De seguro sin saberlo pero al mismo tiempo sin que les importe medio bledo ignorarlo, tanto quienes elaboran sus películas bajo las órdenes imperiosas del tic histérico según el cual siempre tiene que estar “pasando algo” para que el espectador no se aburra, como quienes miran esas películas esperando precisamente que en la pantalla no quede resquicio alguno por donde pueda colarse lo que ellos y aquéllos consideran tedio; sin saberlo ambos, pues, lo único que en el fondo están poniendo en práctica es una exacerbación –mejor dicho una hipertrofia, de suyo deformante y por ende monstruosa–, una elongación mercantilizada, vuelta simple pastura de consumismo, de lo que Elias Canetti definió como la tarea del héroe. A éste, para decirlo metafóricamente y a diferencia de lo que Canetti explicita como parte indispensable de aquello que el héroe simboliza, jamás se le da un respiro, ni siquiera para que vele sus armas.

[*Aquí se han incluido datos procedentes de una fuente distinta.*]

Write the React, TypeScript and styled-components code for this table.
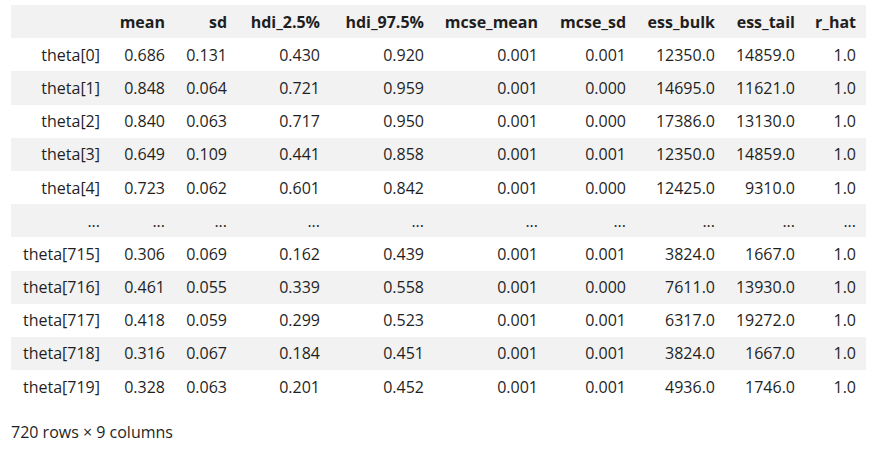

En chinga sempiterna, el héroe, tal como es entendido y representado en el cine contemporáneo, no lo es por ninguna razón diegética, es decir por nada que pueda ser visto dentro de la trama, sino que ya lo era desde un principio, y casi se diría que nomás por las purititas pistolas del guionista: lo mismo Harry el mago adolescente que Po el oso panda, el automovilista furioso Dominic Toretto que el X-freak Magneto, más la pléyade interminable que el lector es capaz de añadir por su cuenta, todos sin excepción aparecen, de entrada y sin causa, explicación o justificación, ocupadísimos en sus tareas de héroe, como para que no haya duda alguna de que en efecto son lo que guionista y director dicen que son.

No vale, como podría hacerse desde un simplismo enceguecedor, considerar que se convierten en héroes sólo a partir del momento en que comienzan a chocar coches, repartir guamazos o salvar planetas; ni siquiera a partir del instante, melodramáticamente inaugural, en que se descubren en posesión de algún talento inédito, tipo Peter Parker muy asustado echando telaraña sin querer en su recámara o como el Karate Kid en el jardín de su sensei, aprendiendo laboriosamente el toque de la grulla. No vale, porque antes de que esas cosas sucedan ellos ya están de tiempo completo atribulados, emproblemados, atareados resolviendo entuertos quizá de menor cuantía que los consistentes en retroceder el tiempo –Supermán– o evitar guerras nucleares –el 007–, pero no por coincidencia siempre referidos a la lucha de los buenos –ellos, desde luego– contra los malos, como Potter versus sus familiares que lo escorchan, minimizan y ningunean, hasta que los sustituye por algunos compañeros de la escuela de magos que, oh sorpresa, lo escorchan, minimizan y ningunean, y más tarde por antagonistas de mayor calibre que hacen exactamente lo mismo.

El Complejo de Mario Bros

Síndrome de James Bond, como se dijo antes, o Complejo de Mario Bros –por aquello de que el personaje en cuestión va por la pantalla superando un escollo tras otro, sin que en el fondo importe la naturaleza de lo que busca detener la marcha del muñequito–, lo que aqueja al cine llamado de acción y, tal vez peor y de más lamentables consecuencias, contamina al resto, es esa creencia irreflexiva según la cual en una trama siempre debe estar sucediendo algo, donde “algo” por fuerza significa algo llamativo, tremendo, espectacular, portentoso, increíble, fundamental, etecé. Uno acaba preguntándose, no sin laconismo, dónde habrá quedado la realidad, o si será que ésta no tiene cabida en una pantalla de cine.